However you judge it, the craft beer industry in this country of 23 million people has been growing at a tremendous rate. “We’ll reach the most brewing companies in operation at any one time in Australia this year; the previous high mark was 300 at the end of the 19th century before rationalization turned the country into a nation of lager drinkers being supplied by just a handful of big operations by the late 1970s,” says Smith.

There’s also been an explosion in brewers attempting different styles in recent years, mimicking craft beer scenes elsewhere. “Sours and barrel-ageing are very much the in thing for experimental brewers and beer geeks, while farmhouse ales are enjoying a welcome rise in popularity.” It makes sense as sour beers and saisons, for example, have the potential to be well-suited to the usually hot climate of Australia.

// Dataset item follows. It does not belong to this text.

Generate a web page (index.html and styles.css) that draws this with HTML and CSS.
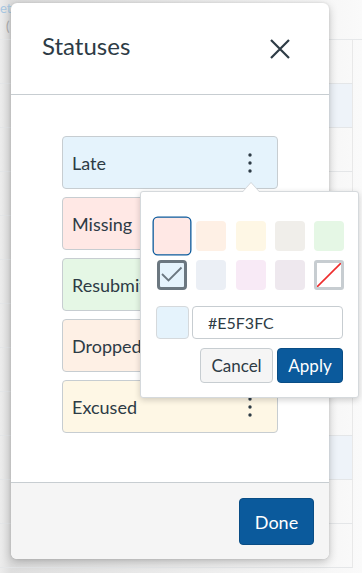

For all the growth, it remains a very young industry with variable quality to be found, especially in newer, smaller startups – although an increasing number are hitting the ground running. “Issues of capitalization, consistency, quality control and so on need addressing in many cases and there will be some who (maybe deservingly) fall away in the next few years.” But, for the first time ever, you can safely say that, in the major cities at least, craft beer has hit the mainstream and is only going to grow.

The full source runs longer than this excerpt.